I was raised in a large family in a small house. My father died at a young age and my mother handled the eight of us with grace,humor and respect for our individual talents. My siblings ground me; I kept my name when I married to honor them,our mother and the common bond we share. My childhood neighbors were genuine people who were kind to me in so many little ways that I felt truly comfortable to be completely me. My husband is my partner at home and at work. Our children are growing into young adulthood and their transformation continues to amaze me. As an adult I've tried to hold fast to my roots while letting my branches shoot out in many directions. I went into medicine because it allows me to express so many parts of my personality while aiding others. Laughter has been my ally in times of joy and stress. God is very real to me and that relationship brings me strength and comfort. Yet I would not try to force my experience of God on others, that's their work to do. I truly believe that good can be found in every situation, even in suffering.

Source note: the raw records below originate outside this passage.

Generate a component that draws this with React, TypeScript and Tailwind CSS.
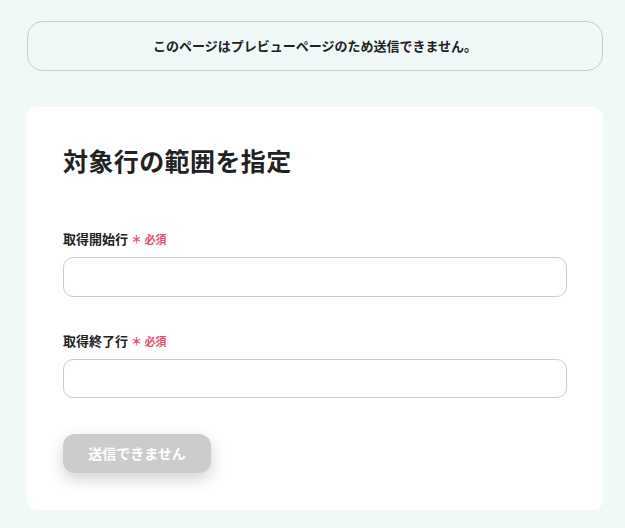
export default function App() {
  return (
    <div
      className="min-h-screen bg-[#f1f9f8] pl-[27px] pr-[22px] pt-[21px] pb-[18px] text-[#222]"
      style={{ fontFamily: '"Noto Sans CJK JP", "Noto Sans", sans-serif' }}
    >
      {/* Preview notice */}
      <div className="flex h-[50px] items-center justify-center rounded-[16px] border border-[#cccccc] text-[13px] font-bold">
        このページはプレビューページのため送信できません。
      </div>

      {/* Form card */}
      <div className="mt-[36px] rounded-[10px] bg-white px-9 pt-[36px] pb-[37px]">
        <h1 className="h-[34px] text-[25px] leading-[34px] font-bold tracking-[0.4px]">対象行の範囲を指定</h1>

        <div className="mt-[53px] flex flex-col">
          <label className="flex h-[18px] items-center gap-[3px] text-[13px] font-bold">
            取得開始行
            <span className="text-[11px] text-[#f2496b]">＊ 必須</span>
          </label>
          <input type="text" className="mt-[9px] h-[40px] w-full rounded-[10px] border border-[#cccccc] bg-white px-3 text-[14px] outline-none" />
        </div>

        <div className="mt-[35px] flex flex-col">
          <label className="flex h-[18px] items-center gap-[3px] text-[13px] font-bold">
            取得終了行
            <span className="text-[11px] text-[#f2496b]">＊ 必須</span>
          </label>
          <input type="text" className="mt-[9px] h-[39px] w-full rounded-[10px] border border-[#cccccc] bg-white px-3 text-[14px] outline-none" />
        </div>

        <button
          disabled
          className="mt-[36px] flex h-[39px] w-[148px] items-center justify-center rounded-[12px] bg-[#cccccc] text-[14px] font-bold text-white shadow-[0_6px_16px_rgba(0,0,0,0.18)]"
        >
          送信できません
        </button>
      </div>
    </div>
  )
}
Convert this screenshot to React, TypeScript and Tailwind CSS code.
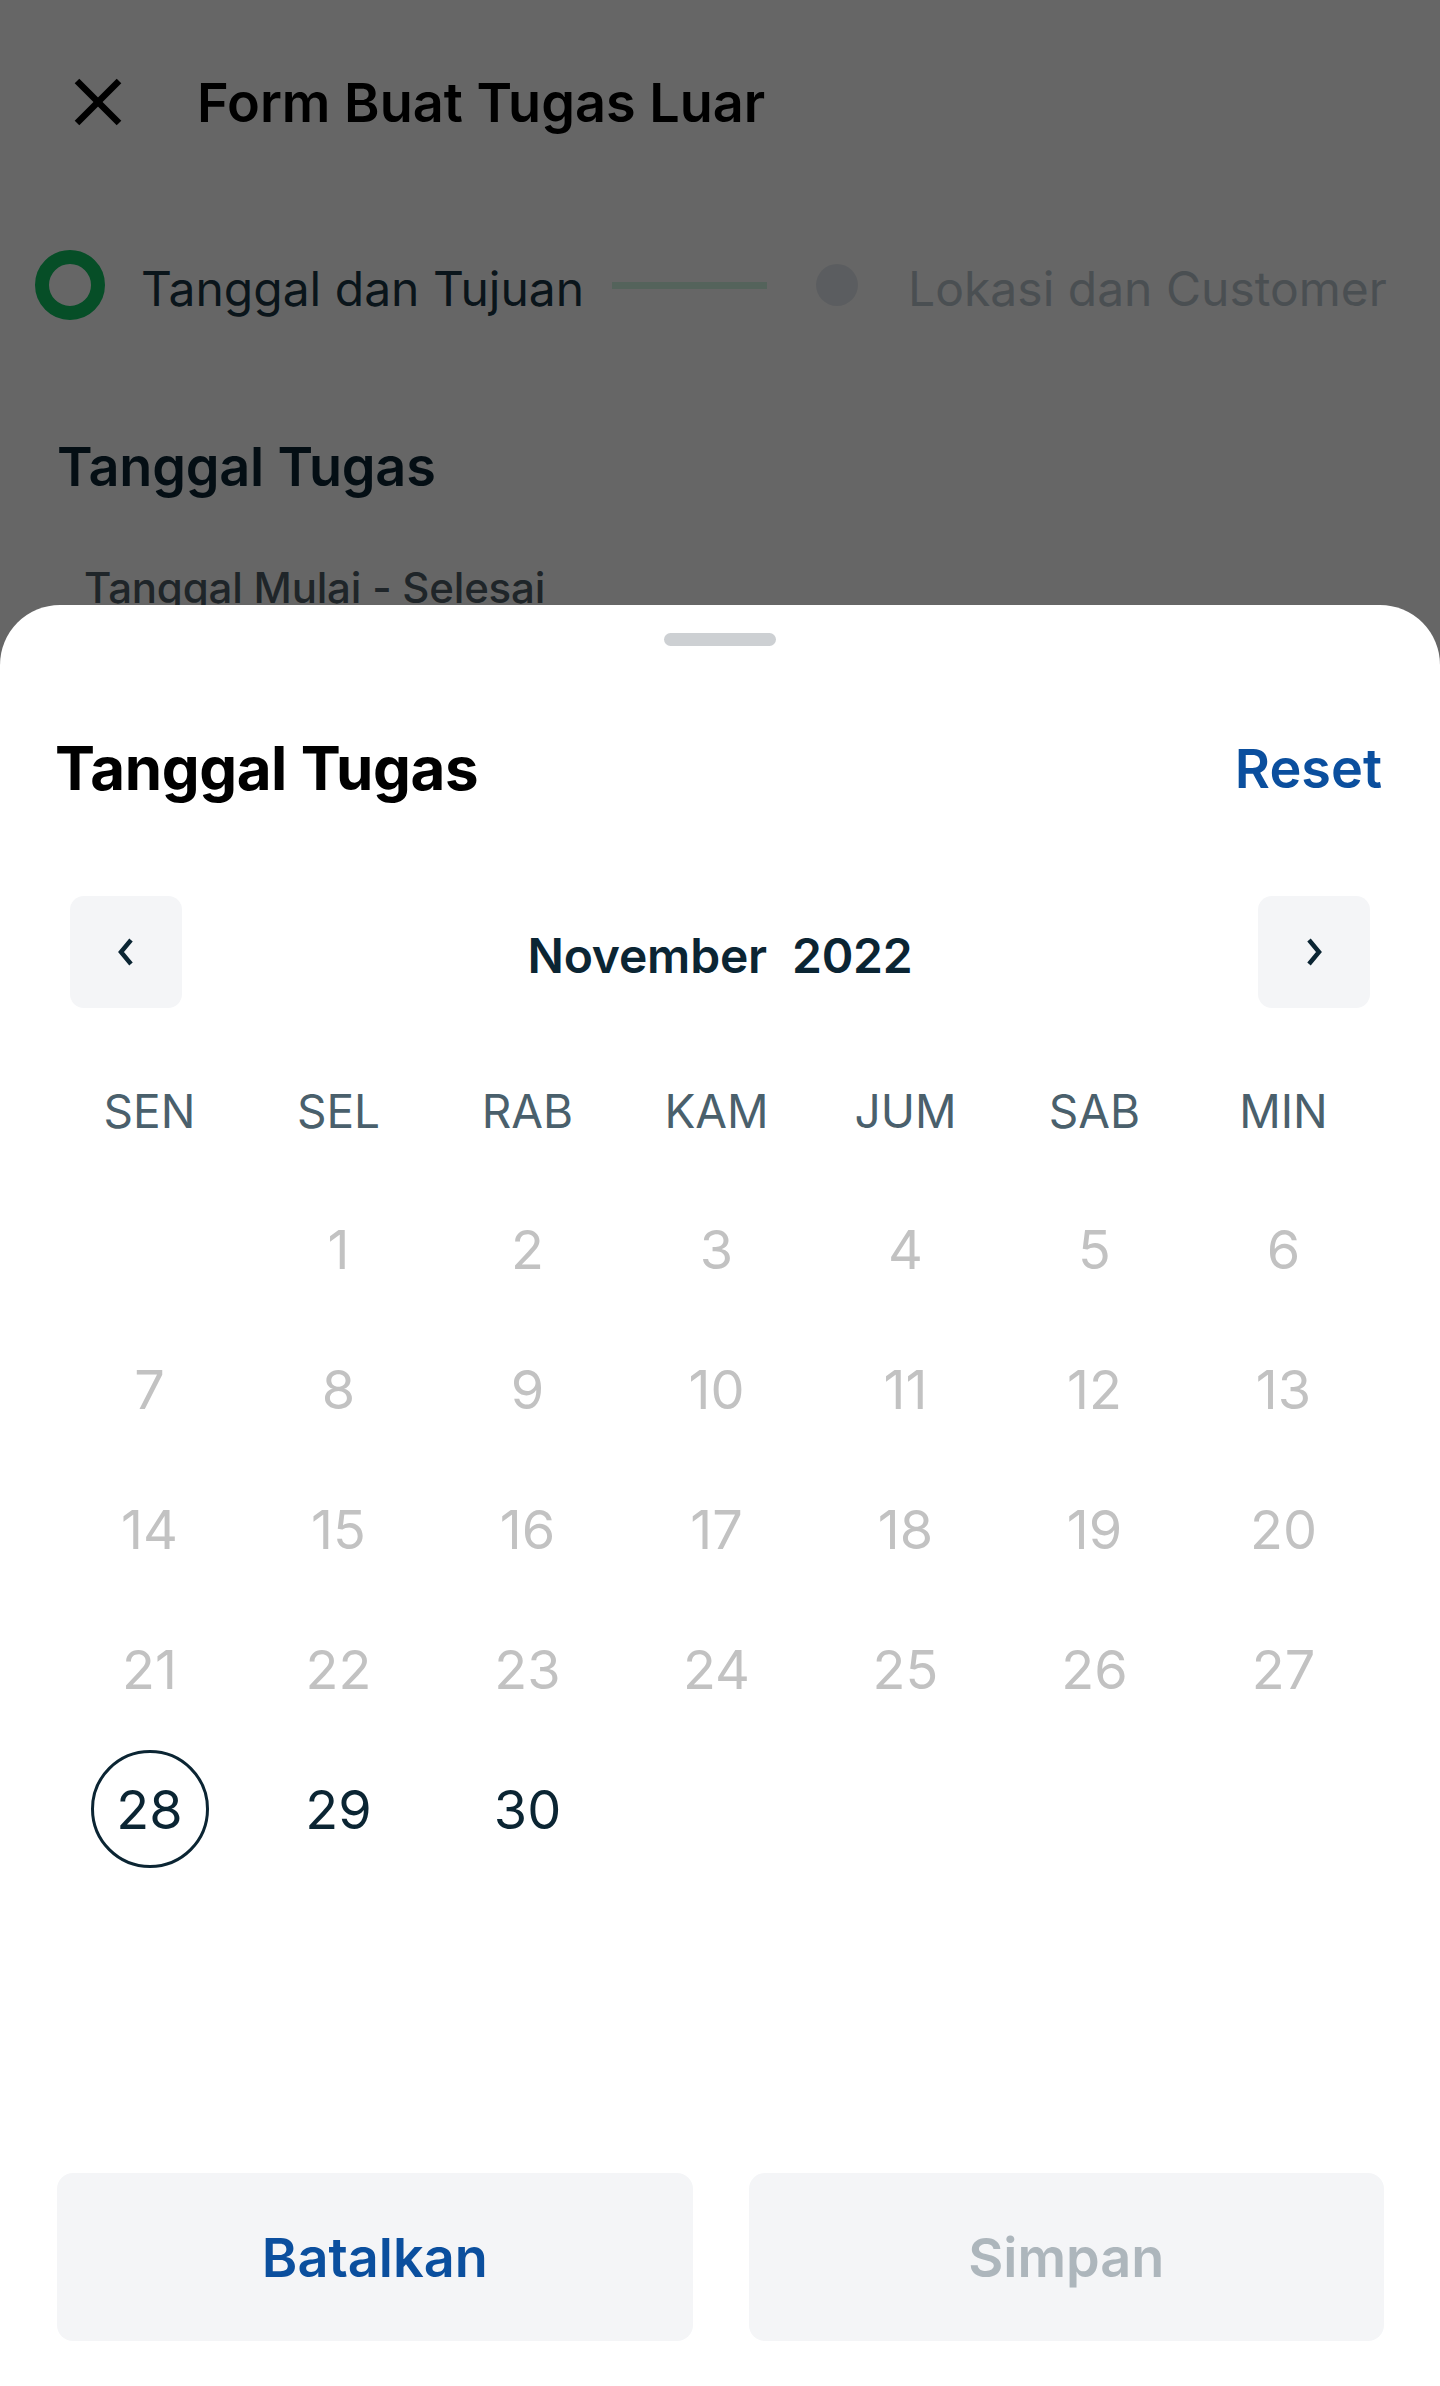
import React from 'react';

const FONT = { fontFamily: 'Inter, "Noto Sans", "Liberation Sans", sans-serif' };

const DAY_NAMES = ['SEN', 'SEL', 'RAB', 'KAM', 'JUM', 'SAB', 'MIN'];

// November 2022 starts on a Tuesday (SEL)
const cells: (number | null)[] = [null, ...Array.from({ length: 30 }, (_, i) => i + 1)];

function Chevron({ dir }: { dir: 'left' | 'right' }) {
    return (
        <svg width="18" height="30" viewBox="0 0 18 30" fill="none">
            <polyline
                points={dir === 'left' ? '14,3 4,15 14,27' : '4,3 14,15 4,27'}
                stroke="#0b2533"
                strokeWidth="4.5"
                strokeLinejoin="miter"
            />
        </svg>
    );
}

export default function App() {
    return (
        <div className="relative w-full h-[2386px] bg-white overflow-hidden" style={FONT}>
            {/* Form page underneath */}
            <div className="flex flex-col">
                <div className="mt-[54px] h-[96px] flex items-center pl-[74px]">
                    <svg width="48" height="48" viewBox="0 0 48 48">
                        <line x1="3" y1="3" x2="45" y2="45" stroke="#000" strokeWidth="6.5" />
                        <line x1="45" y1="3" x2="3" y2="45" stroke="#000" strokeWidth="6.5" />
                    </svg>
                    <h1 className="ml-[75px] text-[54px] font-semibold text-black">Form Buat Tugas Luar</h1>
                </div>

                <div className="mt-[100px] h-[70px] flex items-center pl-[35px]">
                    <div className="w-[70px] h-[70px] rounded-full border-[14px] border-[#0fc262]" />
                    <span className="ml-[36px] pt-[8px] text-[48px] text-[#1a3644]">Tanggal dan Tujuan</span>
                    <div className="ml-[28px] w-[155px] h-[7px] bg-[#d2f7e4]" />
                    <div className="ml-[49px] w-[42px] h-[42px] rounded-full bg-[#e4e9ef]" />
                    <span className="ml-[50px] pt-[8px] text-[48px] text-[#bac5ce]">Lokasi dan Customer</span>
                </div>

                <h2 className="mt-[115px] h-[64px] leading-[64px] pl-[57px] text-[54px] font-semibold text-[#0b2533] tracking-[-0.2px]">Tanggal Tugas</h2>
                <p className="mt-[63px] pl-[84px] text-[42px] leading-[52px] font-medium text-[#4f5e66] tracking-[-0.2px]">Tanggal Mulai - Selesai</p>
            </div>

            {/* Dim overlay */}
            <div className="absolute inset-0 bg-black/60" />

            {/* Bottom sheet */}
            <div className="absolute left-0 right-0 bottom-0 top-[605px] bg-white rounded-t-[60px] flex flex-col">
                <div className="mt-[28px] mx-auto w-[112px] h-[13px] rounded-full bg-[#cdd0d3]" />

                <div className="mt-[86px] h-[72px] flex items-center justify-between pl-[55px] pr-[58px]">
                    <h3 className="text-[60px] font-bold text-black tracking-[-0.4px]">Tanggal Tugas</h3>
                    <button className="text-[54px] font-semibold text-[#0b4f9e]">Reset</button>
                </div>

                <div className="mt-[92px] flex items-center justify-between px-[70px]">
                    <button className="w-[112px] h-[112px] rounded-[14px] bg-[#f4f5f7] flex items-center justify-center">
                        <Chevron dir="left" />
                    </button>
                    <div className="pt-[8px] text-[48px] font-semibold text-[#0b2533] flex tracking-[-0.2px]">
                        <span className="mr-[25px]">November</span>
                        <span>2022</span>
                    </div>
                    <button className="w-[112px] h-[112px] rounded-[14px] bg-[#f4f5f7] flex items-center justify-center">
                        <Chevron dir="right" />
                    </button>
                </div>

                <div className="mt-[73px] ml-[55px] w-[1323px] grid grid-cols-7">
                    {DAY_NAMES.map((d) => (
                        <div key={d} className="h-[60px] flex items-center justify-center text-[46px] text-[#4a606c]">
                            {d}
                        </div>
                    ))}
                </div>

                <div className="mt-[38px] ml-[55px] w-[1323px] grid grid-cols-7">
                    {cells.map((n, i) => (
                        <div key={i} className="h-[140px] flex items-center justify-center">
                            {n === null ? null : n === 28 ? (
                                <div className="w-[118px] h-[118px] rounded-full border-[3.5px] border-[#0b2533] flex items-center justify-center text-[54px] text-[#0b2533]">
                                    {n}
                                </div>
                            ) : (
                                <span className={`text-[54px] ${n > 28 ? 'text-[#0b2533]' : 'text-[#c2c2c2]'}`}>{n}</span>
                            )}
                        </div>
                    ))}
                </div>

                <div className="mt-auto mb-[45px] flex gap-[56px] pl-[57px] pr-[56px]">
                    <button className="flex-1 h-[168px] rounded-[16px] bg-[#f4f5f7] text-[54px] font-semibold text-[#0b4f9e]">
                        Batalkan
                    </button>
                    <button className="flex-1 h-[168px] rounded-[16px] bg-[#f4f5f7] text-[54px] font-semibold text-[#adb6bc]">
                        Simpan
                    </button>
                </div>
            </div>
        </div>
    );
}
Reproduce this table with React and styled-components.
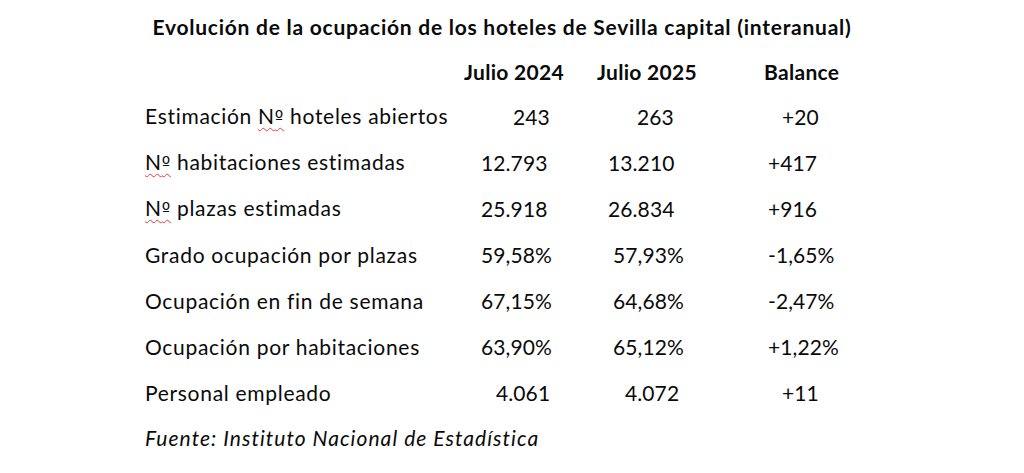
import React from 'react'
import styled, { createGlobalStyle } from 'styled-components'

const Global = createGlobalStyle`
  html, body {
    margin: 0;
    padding: 0;
    background: #ffffff;
  }
  body {
    font-family: Lato, "Open Sans", "Liberation Sans", sans-serif;
    color: #0a0a0a;
  }
`

const Page = styled.div`
  width: 1024px;
  height: 473px;
  box-sizing: border-box;
  padding-top: 13px;
  overflow: hidden;
`

const Title = styled.h1`
  margin: 0;
  padding-right: 20px;
  text-align: center;
  font-size: 21px;
  font-weight: 700;
  line-height: 28px;
  letter-spacing: 0.75px;
`

const Table = styled.div`
  display: grid;
  grid-template-columns: 315px 135px 165px 120px;
  grid-template-rows: 44px;
  grid-auto-rows: 46px;
  align-items: center;
  padding-left: 145px;
  margin-top: 9px;
`

const Cell = styled.div`
  font-size: 21px;
  line-height: 26px;
  white-space: nowrap;
  padding-left: ${p => p.indent || 0}px;
  font-weight: ${p => (p.head ? 700 : 400)};
  letter-spacing: ${p => (p.head ? 0.3 : p.label ? 0.7 : 0.1)}px;
`

const Flag = styled.span`
  text-decoration: underline wavy #e0393e;
  text-decoration-thickness: 1px;
  text-underline-offset: 3px;
`

const Ord = styled.span`
  font-family: "DejaVu Sans", sans-serif;
  font-size: 18px;
`

const Source = styled.p`
  margin: 9px 0 0;
  padding-left: 145px;
  font-size: 21px;
  font-style: italic;
  line-height: 26px;
  letter-spacing: 1.05px;
`

const rows = [
  { label: ['Estimación ', ' hoteles abiertos'], vals: ['243', '263', '+20'], ind: [53, 42, 22] },
  { label: ['', ' habitaciones estimadas'], vals: ['12.793', '13.210', '+417'], ind: [21, 13, 8] },
  { label: ['', ' plazas estimadas'], vals: ['25.918', '26.834', '+916'], ind: [21, 13, 8] },
  { label: ['Grado ocupación por plazas'], vals: ['59,58%', '57,93%', '-1,65%'], ind: [21, 18, 8] },
  { label: ['Ocupación en fin de semana'], vals: ['67,15%', '64,68%', '-2,47%'], ind: [21, 18, 8] },
  { label: ['Ocupación por habitaciones'], vals: ['63,90%', '65,12%', '+1,22%'], ind: [21, 18, 8] },
  { label: ['Personal empleado'], vals: ['4.061', '4.072', '+11'], ind: [36, 30, 22] },
]

function Label({ parts }) {
  if (parts.length === 1) return parts[0]
  return (
    <>
      {parts[0]}
      <Flag>N<Ord>º</Ord></Flag>
      {parts[1]}
    </>
  )
}

export default function App() {
  return (
    <Page>
      <Global />
      <Title>Evolución de la ocupación de los hoteles de Sevilla capital (interanual)</Title>
      <Table>
        <Cell />
        <Cell head indent={4}>Julio 2024</Cell>
        <Cell head indent={2}>Julio 2025</Cell>
        <Cell head indent={4}>Balance</Cell>
        {rows.map((r, i) => (
          <React.Fragment key={i}>
            <Cell label><Label parts={r.label} /></Cell>
            {r.vals.map((v, j) => (
              <Cell key={j} indent={r.ind[j]}>{v}</Cell>
            ))}
          </React.Fragment>
        ))}
      </Table>
      <Source>Fuente: Instituto Nacional de Estadística</Source>
    </Page>
  )
}
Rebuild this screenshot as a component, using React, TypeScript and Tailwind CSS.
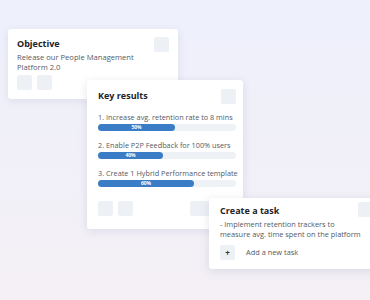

Wednesday, January 12, 2005

Another new doc

Today I had a consultation with a physician who specializes in mitochondrial disease and other neuromuscular illnesses. Mitochondria are the energy powerhouses of the cell and it was suggested that I may have a disease of this type, there are lots of them. Ralph and I brought selected notes from my medical record for this doc to review. He also took my history and did an exam. I'm always impressed by how physicians approach this task. Each brings his biases into the room with him, as do I when I'm with patients. Thankfully, he liked my response to his query about why Ralph and I have different last names because that set the tone of the meeting. Things might have gone differently if he had missed my humor or been more traditional about married couples sharing a name. I am so cognizant that much in medicine turns on the interaction between patient and physician. This is especially true when the patient presents with unusual symptoms or has an uncommon illness. Today I lucked out.
He noticed that the muscles of my left hand have atrophied, first neuro to comment to me about this. We believe he gained some sense of how much I've lost in terms of function and how hard I've worked at getting better. If he really reads the records I've brought him then that will become more obvious. He is not sure if I have a mitochondrial problem or not so I'll have a muscle biopsy on Friday. It can take 6 weeks for the tests to come back. He also did a few blood tests that hadn't been done. He did convey his belief that something was amiss with me. His other diagnostic consideration was chronic Lyme's. I mentioned that I was tested for that but he told us that conventional tests are for acute Lyme's and miss the chronic form. Only a few centers can do tests for the latter. We'll head down that path if need be.
Medicine is growing increasing complicated and our current system is inadequate in ensuring that new knowledge is disseminated quickly to those on the frontline of medical care. I always score very well on my boards and process information quickly yet my own illness has shown me how much there is to master. I had never heard of POTS or mitochondrial cytopathies before I became ill. No one can learn all of medicine; we need to develop information networks that point physicians to references which are easily accessed and well indexed by disease and symptoms. We also need a referral system that gets patients to the right specialist. We found today's doc thru a combination of old connections and pure chance. Most patients rely on their primary care physician to find the right specialist yet their doc might not even be aware of the availability of many subspecialists. Changes in this process are needed to ensure that patients reach the specialist who is most able to help them. Who'll take responsibility for moving this forward? Maybe it'll take docs like me who have been on both sides of the exam table to get things going. I can think of worse ways to spend my time.

PS I'm going to edit out the typing errors as they bother me and might keep people from reading my blogs.